DEFYING PHYSICS: The shot by Alicia Manning in the first half that hit the back iron. Instead of the ball caroming for a long rebound, it deadened – think sticking a putt on the green in golf – and then rolled slowly through the net. Manning just shook her head as she headed down court.
Asked later if she had ever hit a shot like that, she thought for a few seconds.
"I think … no, never," Manning said. "I shot it, it was looking good and it hit the back and just kind of died and just rolled in, so I was kind of happy. It was just one of those shots you know you lucked out, really."
WATERED DOWN: When Kelley Cain was asked if cold whirlpools were the worse part of being a Lady Vol, she said, "There are other things that are worse."
When Shekinna Stricklen was told that an interview would help take her mind off the temperature, she shook her head and winced.
"I hate it, but I trust her, even though I hate it," Stricklen said.
Stricklen was referring to Jenny Moshak.
"Recovery," Moshak said, and added it would be supplemented with leg massages. "It pulls out the lactic acid.
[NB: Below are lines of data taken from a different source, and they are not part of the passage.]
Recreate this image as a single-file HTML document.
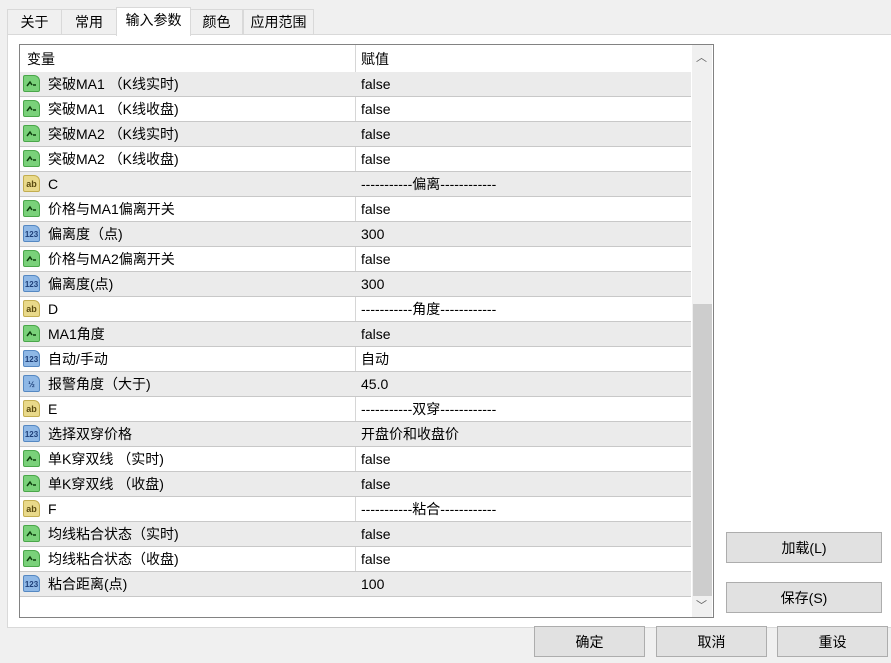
<html><head><style>
body{margin:0;width:891px;height:663px;background:#f0f0f0;font-family:"Liberation Sans","Noto Sans CJK SC",sans-serif;font-size:14px;color:#000;position:relative;overflow:hidden}
.tab{position:absolute;top:9px;height:24px;border:1px solid #d9d9d9;border-bottom:none;background:#f0f0f0;line-height:24px;text-align:center}
.panel{position:absolute;left:7px;top:34px;width:900px;height:592px;background:#fff;border:1px solid #d9d9d9}
.list{position:absolute;left:19px;top:44px;width:693px;height:572px;border:1px solid #828282;background:#fff;overflow:hidden}
.row{position:absolute;left:0;width:671px;height:24px;border-bottom:1px solid #c8c8c8;line-height:24px}
.g{background:#ebebeb}
.c1{position:absolute;left:28px}
.c2{position:absolute;left:341px}
.sep{position:absolute;left:335px;top:0;width:1px;height:552px;background:#d6d6d6}
.ic{position:absolute;left:3px;top:3px;width:17px;height:17px;border-radius:2px 6px 2px 2px;font-size:9px;line-height:17px;text-align:center;font-weight:bold}
.b{background:#7ad17a;border:1px solid #4aa64a;width:15px;height:15px}
.s{background:#e9d98a;border:1px solid #c2ad50;width:15px;height:15px;color:#5a4a10}
.n{background:#8fb8e6;border:1px solid #5588c2;width:15px;height:15px;color:#1d3e78;font-size:8px}
.btn{position:absolute;height:31px;background:#e1e1e1;border:1px solid #adadad;text-align:center;line-height:31px;box-sizing:border-box}
</style></head><body>
<div class="panel"></div>
<div class="tab" style="left:7px;width:53px">关于</div>
<div class="tab" style="left:61px;width:54px">常用</div>
<div class="tab" style="left:116px;width:73px;top:7px;height:28px;background:#fff;z-index:2">输入参数</div>
<div class="tab" style="left:190px;width:51px">颜色</div>
<div class="tab" style="left:243px;width:69px">应用范围</div>
<div class="list">
<div style="position:absolute;left:7px;top:2px;line-height:24px">变量</div>
<div style="position:absolute;left:341px;top:2px;line-height:24px">赋值</div>
<div class="sep"></div>
<div style="position:absolute;left:672px;top:0;width:20px;height:572px;background:#f0f0f0"></div>
<div style="position:absolute;left:673px;top:259px;width:19px;height:292px;background:#cdcdcd"></div>
<div style="position:absolute;left:676px;top:4px;font-size:11px;color:#606060">︿</div>
<div style="position:absolute;left:676px;top:552px;font-size:11px;color:#606060">﹀</div>
<div id="rows"></div>
</div>
<div class="btn" style="left:726px;top:532px;width:156px">加载(L)</div>
<div class="btn" style="left:726px;top:582px;width:156px">保存(S)</div>
<div class="btn" style="left:534px;top:626px;width:111px">确定</div>
<div class="btn" style="left:656px;top:626px;width:111px">取消</div>
<div class="btn" style="left:777px;top:626px;width:111px">重设</div>
<script>
var d=[["b","突破MA1 （K线实时)","false"],["b","突破MA1 （K线收盘)","false"],["b","突破MA2 （K线实时)","false"],["b","突破MA2 （K线收盘)","false"],["s","C","-----------偏离------------"],["b","价格与MA1偏离开关","false"],["n","偏离度（点)","300"],["b","价格与MA2偏离开关","false"],["n","偏离度(点)","300"],["s","D","-----------角度------------"],["b","MA1角度","false"],["n","自动/手动","自动"],["h","报警角度（大于)","45.0"],["s","E","-----------双穿------------"],["n","选择双穿价格","开盘价和收盘价"],["b","单K穿双线 （实时)","false"],["b","单K穿双线 （收盘)","false"],["s","F","-----------粘合------------"],["b","均线粘合状态（实时)","false"],["b","均线粘合状态（收盘)","false"],["n","粘合距离(点)","100"]];
var sv="<svg width='15' height='15' style='position:absolute;left:0;top:0'><path d='M3 10 L6 6 L8 9 M9 9 L12 9' stroke='#0d3d0d' stroke-width='1.5' fill='none'/></svg>";
var h="";d.forEach(function(r,i){var t={b:sv,s:"ab",n:"123",h:"½"}[r[0]];var c=r[0]=="h"?"n":r[0];
h+="<div class='row"+(i%2==0?" g":"")+"' style='top:"+(27+i*25)+"px'><div class='ic "+c+"'>"+t+"</div><span class='c1'>"+r[1]+"</span><span class='c2'>"+r[2]+"</span></div>";});
document.getElementById("rows").innerHTML=h;
</script>
</body></html>
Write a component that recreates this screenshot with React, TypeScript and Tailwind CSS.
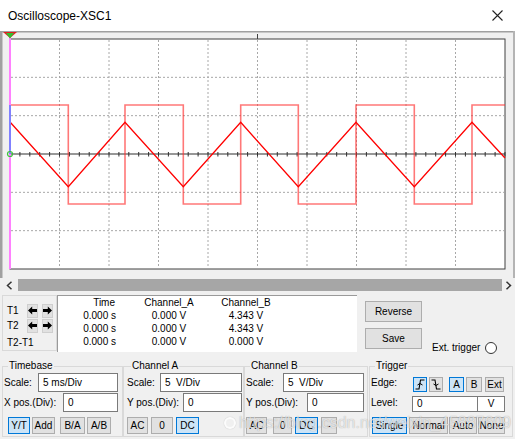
import React from "react";

const VX = Array.from({ length: 9 }, (_, i) => 10 + 49.5 * (i + 1));
const HY = [77.33, 115.67, 192.33, 230.67];
const TICKS = Array.from({ length: 50 }, (_, i) => 10 + 9.9 * (i + 1));
const SQ = [
  [10, 105], [68.3, 105], [68.3, 204], [125, 204], [125, 105], [183.3, 105], [183.3, 204],
  [240.7, 204], [240.7, 105], [298.3, 105], [298.3, 204], [356, 204], [356, 105],
  [414.3, 105], [414.3, 204], [472, 204], [472, 105], [505, 105],
];
const TRI = [
  [10, 122], [68.3, 186.7], [125, 122.3], [183.3, 186.7], [240.7, 122.3], [298.3, 186.7],
  [356, 122.3], [414.3, 186.7], [472, 122.3], [505, 158],
];
const pts = (a: number[][]) => a.map((p) => p.join(",")).join(" ");

function Scope() {
  return (
    <svg width="515" height="247" viewBox="0 31 515 247" className="block">
      <rect x="0" y="31" width="515" height="247" fill="#f0f0f0" />
      <rect x="0" y="31" width="515" height="1.5" fill="#a0a0a0" />
      <rect x="0" y="31" width="2.5" height="247" fill="#a0a0a0" />
      <rect x="513" y="31" width="2" height="247" fill="#b4b4b4" />
      <rect x="10" y="39" width="495" height="230" fill="#ffffff" stroke="#404040" strokeWidth="1" />
      {VX.map((x) => (
        <line key={x} x1={x} y1="40" x2={x} y2="268" stroke="#a8a8a8" strokeWidth="1" strokeDasharray="2 2" />
      ))}
      {HY.map((y) => (
        <line key={y} x1="11" y1={y} x2="504" y2={y} stroke="#a8a8a8" strokeWidth="1" strokeDasharray="2 2" />
      ))}
      <line x1="257.5" y1="34" x2="257.5" y2="39" stroke="#404040" strokeWidth="1" />
      <line x1="10" y1="154" x2="505" y2="154" stroke="#303030" strokeWidth="1.2" />
      {TICKS.map((x) => (
        <line key={x} x1={x} y1="152" x2={x} y2="156.5" stroke="#303030" strokeWidth="1" />
      ))}
      <polyline points={pts(SQ)} fill="none" stroke="#ff3030" strokeOpacity="0.65" strokeWidth="1.6" />
      <polyline points={pts(TRI)} fill="none" stroke="#ff0000" strokeWidth="1.3" />
      <line x1="10" y1="34" x2="10" y2="269" stroke="#ff80ff" strokeWidth="2" />
      <line x1="10" y1="105" x2="10" y2="154" stroke="#8080ff" strokeWidth="2" />
      <circle cx="10" cy="154" r="2.5" fill="none" stroke="#3cc03c" strokeWidth="1.2" />
      <polygon points="3,32 17,32 10,38" fill="#e02020" />
      <polygon points="6,33 14,33 10,38.5" fill="#30c030" />
    </svg>
  );
}

function Btn({ className, sel, children }: { className: string; sel?: boolean; children: React.ReactNode }) {
  return (
    <div
      className={`${className} flex items-center justify-center border ${
        sel ? "bg-[#cce4f7] border-[#0078d7]" : "bg-[#e1e1e1] border-[#adadad]"
      }`}
    >
      {children}
    </div>
  );
}

function Field({ className, children, center }: { className: string; children?: React.ReactNode; center?: boolean }) {
  return (
    <div
      className={`${className} h-full bg-white border border-[#7a7a7a] flex items-center ${
        center ? "justify-center" : "pl-[4px]"
      }`}
    >
      {children}
    </div>
  );
}

function Arrow({ dir }: { dir: "l" | "r" }) {
  return (
    <div className="w-[11px] h-[14px] bg-[#e1e1e1] border border-[#cfcfcf] flex items-center justify-center">
      <svg width="9" height="9" viewBox="0 0 9 9">
        {dir === "l" ? (
          <polygon points="0,4.5 4.2,0.5 4.2,3 9,3 9,6 4.2,6 4.2,8.5" fill="#000" />
        ) : (
          <polygon points="9,4.5 4.8,0.5 4.8,3 0,3 0,6 4.8,6 4.8,8.5" fill="#000" />
        )}
      </svg>
    </div>
  );
}

export default function App() {
  return (
    <div className="w-[515px] h-[439px] bg-[#f0f0f0] overflow-hidden relative font-['Liberation_Sans',Arial,sans-serif] text-[10px] leading-[12px] text-black">
      {/* title bar */}
      <div className="h-[31px] bg-white flex items-center justify-between pl-[8px] pr-[12px]">
        <span className="text-[12px] leading-[14px]">Oscilloscope-XSC1</span>
        <svg width="11" height="11" viewBox="0 0 11 11">
          <path d="M0.5 0.5 L10.5 10.5 M10.5 0.5 L0.5 10.5" stroke="#222" strokeWidth="1.1" />
        </svg>
      </div>

      <Scope />

      {/* scrollbar */}
      <div className="h-[14px] flex items-center">
        <div className="w-[18px] flex justify-center">
          <svg width="7" height="9" viewBox="0 0 7 9">
            <polyline points="5.5,0.8 1.5,4.5 5.5,8.2" fill="none" stroke="#333" strokeWidth="1.5" />
          </svg>
        </div>
        <div className="w-[484px] h-[12px] bg-[#a6a6a6]" />
        <div className="flex-1 flex justify-center">
          <svg width="7" height="9" viewBox="0 0 7 9">
            <polyline points="1.5,0.8 5.5,4.5 1.5,8.2" fill="none" stroke="#333" strokeWidth="1.5" />
          </svg>
        </div>
      </div>

      {/* cursor row */}
      <div className="flex mt-[3px] h-[57px]">
        <div className="ml-[2px] w-[55px] h-[56px] border border-[#d9d9d9] pl-[4px] pt-[7px] flex flex-col">
          <div className="flex items-center h-[15px]">
            <span className="w-[20px]">T1</span>
            <Arrow dir="l" />
            <div className="ml-[4px]">
              <Arrow dir="r" />
            </div>
          </div>
          <div className="flex items-center h-[15px]">
            <span className="w-[20px]">T2</span>
            <Arrow dir="l" />
            <div className="ml-[4px]">
              <Arrow dir="r" />
            </div>
          </div>
          <div className="mt-[4px]">T2-T1</div>
        </div>

        <div className="w-[300px] h-[57px] bg-white border-l border-t border-[#9a9a9a] pl-[12px] flex leading-[13px]">
          <div className="w-[46px] flex flex-col items-end">
            <span className="pr-[1px]">Time</span>
            <span>0.000 s</span>
            <span>0.000 s</span>
            <span>0.000 s</span>
          </div>
          <div className="ml-[14px] w-[78px] flex flex-col items-center">
            <span>Channel_A</span>
            <span>0.000 V</span>
            <span>0.000 V</span>
            <span>0.000 V</span>
          </div>
          <div className="w-[76px] flex flex-col items-center">
            <span>Channel_B</span>
            <span>4.343 V</span>
            <span>4.343 V</span>
            <span>0.000 V</span>
          </div>
        </div>

        <div className="ml-[8px] mt-[6px] flex flex-col gap-[6px]">
          <Btn className="w-[57px] h-[21px]">Reverse</Btn>
          <Btn className="w-[57px] h-[21px]">Save</Btn>
        </div>

        <div className="ml-[10px] mt-[47px] h-[12px] flex items-center">
          <span>Ext. trigger</span>
          <div className="ml-[5px] w-[12px] h-[12px] rounded-full border border-[#333] bg-white" />
        </div>
      </div>

      {/* groups */}
      <div className="flex mt-[8px] h-[77px]">
        <fieldset className="ml-[2px] w-[121px] h-[77px] border border-[#d9d9d9]">
          <legend className="ml-[5px] px-[1px] leading-[12px]">Timebase</legend>
          <div className="flex items-center mt-[1px] h-[19px]">
            <span className="w-[35px] pl-[1px]">Scale:</span>
            <Field className="w-[80px]">5 ms/Div</Field>
          </div>
          <div className="flex items-center mt-[1px] h-[19px]">
            <span className="w-[60px] pl-[1px]">X pos.(Div):</span>
            <Field className="w-[55px]">0</Field>
          </div>
          <div className="flex mt-[5px] h-[17px]">
            <div className="ml-[5px]">
              <Btn className="w-[22px] h-[17px]" sel>Y/T</Btn>
            </div>
            <div className="ml-[2px]">
              <Btn className="w-[23px] h-[17px]">Add</Btn>
            </div>
            <div className="ml-[5px]">
              <Btn className="w-[25px] h-[17px]">B/A</Btn>
            </div>
            <div className="ml-[2px]">
              <Btn className="w-[24px] h-[17px]">A/B</Btn>
            </div>
          </div>
        </fieldset>

        <fieldset className="w-[121px] h-[77px] border border-[#d9d9d9]">
          <legend className="ml-[7px] px-[1px] leading-[12px]">Channel A</legend>
          <div className="flex items-center mt-[1px] h-[19px]">
            <span className="w-[36px] pl-[3px]">Scale:</span>
            <Field className="w-[82px]">5&nbsp;&nbsp;V/Div</Field>
          </div>
          <div className="flex items-center mt-[1px] h-[19px]">
            <span className="w-[59px] pl-[3px]">Y pos.(Div):</span>
            <Field className="w-[59px]">0</Field>
          </div>
          <div className="flex mt-[5px] h-[17px]">
            <div className="ml-[3px]">
              <Btn className="w-[21px] h-[17px]">AC</Btn>
            </div>
            <div className="ml-[3px]">
              <Btn className="w-[22px] h-[17px]">0</Btn>
            </div>
            <div className="ml-[3px]">
              <Btn className="w-[23px] h-[17px]" sel>DC</Btn>
            </div>
          </div>
        </fieldset>

        <fieldset className="w-[124px] h-[77px] border border-[#d9d9d9]">
          <legend className="ml-[5px] px-[1px] leading-[12px]">Channel B</legend>
          <div className="flex items-center mt-[1px] h-[19px]">
            <span className="w-[38px] pl-[1px]">Scale:</span>
            <Field className="w-[81px]">5&nbsp;&nbsp;V/Div</Field>
          </div>
          <div className="flex items-center mt-[1px] h-[19px]">
            <span className="w-[62px] pl-[1px]">Y pos.(Div):</span>
            <Field className="w-[57px]">0</Field>
          </div>
          <div className="flex mt-[5px] h-[17px]">
            <div className="ml-[1px]">
              <Btn className="w-[21px] h-[17px]">AC</Btn>
            </div>
            <div className="ml-[6px]">
              <Btn className="w-[19px] h-[17px]">0</Btn>
            </div>
            <div className="ml-[3px]">
              <Btn className="w-[23px] h-[17px]" sel>DC</Btn>
            </div>
            <div className="ml-[3px]">
              <Btn className="w-[16px] h-[17px]">-</Btn>
            </div>
          </div>
        </fieldset>

        <fieldset className="ml-[1px] w-[144px] h-[77px] border border-[#d9d9d9]">
          <legend className="ml-[5px] px-[1px] leading-[12px]">Trigger</legend>
          <div className="flex items-end mt-[1px] h-[19px]">
            <span className="w-[43px] pl-[1px] self-center">Edge:</span>
            <Btn className="w-[14px] h-[15px]" sel>
              <svg width="10" height="11" viewBox="0 0 10 11">
                <path d="M0.5 10 H4 L5.5 1 H9.5" fill="none" stroke="#000" strokeWidth="1.1" />
                <path d="M2.5 6 L5 4.5 L7.5 6" fill="none" stroke="#000" strokeWidth="1" />
              </svg>
            </Btn>
            <div className="ml-[2px]">
              <Btn className="w-[14px] h-[15px]">
                <svg width="10" height="11" viewBox="0 0 10 11">
                  <path d="M0.5 1 H4 L5.5 10 H9.5" fill="none" stroke="#000" strokeWidth="1.1" />
                  <path d="M2.5 5 L5 6.5 L7.5 5" fill="none" stroke="#000" strokeWidth="1" />
                </svg>
              </Btn>
            </div>
            <div className="ml-[6px]">
              <Btn className="w-[15px] h-[15px]" sel>A</Btn>
            </div>
            <div className="ml-[2px]">
              <Btn className="w-[16px] h-[15px]">B</Btn>
            </div>
            <div className="ml-[3px]">
              <Btn className="w-[19px] h-[15px]">Ext</Btn>
            </div>
          </div>
          <div className="flex items-end mt-[1px] h-[19px]">
            <span className="w-[42px] pl-[1px] self-center">Level:</span>
            <div className="h-[16px] flex">
              <Field className="w-[66px]">0</Field>
              <Field className="w-[27px] border-l-0" center>V</Field>
            </div>
          </div>
          <div className="flex mt-[5px] h-[17px]">
            <div className="ml-[2px]">
              <Btn className="w-[35px] h-[17px]" sel>Single</Btn>
            </div>
            <div className="ml-[2px]">
              <Btn className="w-[39px] h-[17px]">Normal</Btn>
            </div>
            <div className="ml-[1px]">
              <Btn className="w-[28px] h-[17px]">Auto</Btn>
            </div>
            <div className="ml-[1px]">
              <Btn className="w-[27px] h-[17px]">None</Btn>
            </div>
          </div>
        </fieldset>
      </div>

      {/* watermark */}
      <div className="absolute left-[224px] top-[414px] flex items-center gap-[3px] text-[16px] leading-[18px] text-white/70 [text-shadow:0_0_1px_rgba(0,0,0,0.35)] pointer-events-none">
        <div className="w-[12px] h-[12px] rounded-full border-[2px] border-white/80 shadow-[0_0_1px_rgba(0,0,0,0.3)]" />
        <span>https://blog.csdn.net/weixin_45887609</span>
      </div>
    </div>
  );
}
It stops any micro-trauma. It aids with any residual swelling. We'll also go back and have them elevate their legs. We'll get them hydrated and get them fueled so they can go three more in a row."
BEST QUIP: That by Tennessee's Alyssia Brewer when asked how she was enduring the pain of a cold whirlpool immediately after the game.
"It was painful earlier, but now I can't feel my legs so I'm good," Brewer said.
SECOND-BEST QUIP: When a reporter reminded Pat Summitt that she was the maddest she had been all season after the loss to Florida, she responded, "That was true until we lost to Kentucky."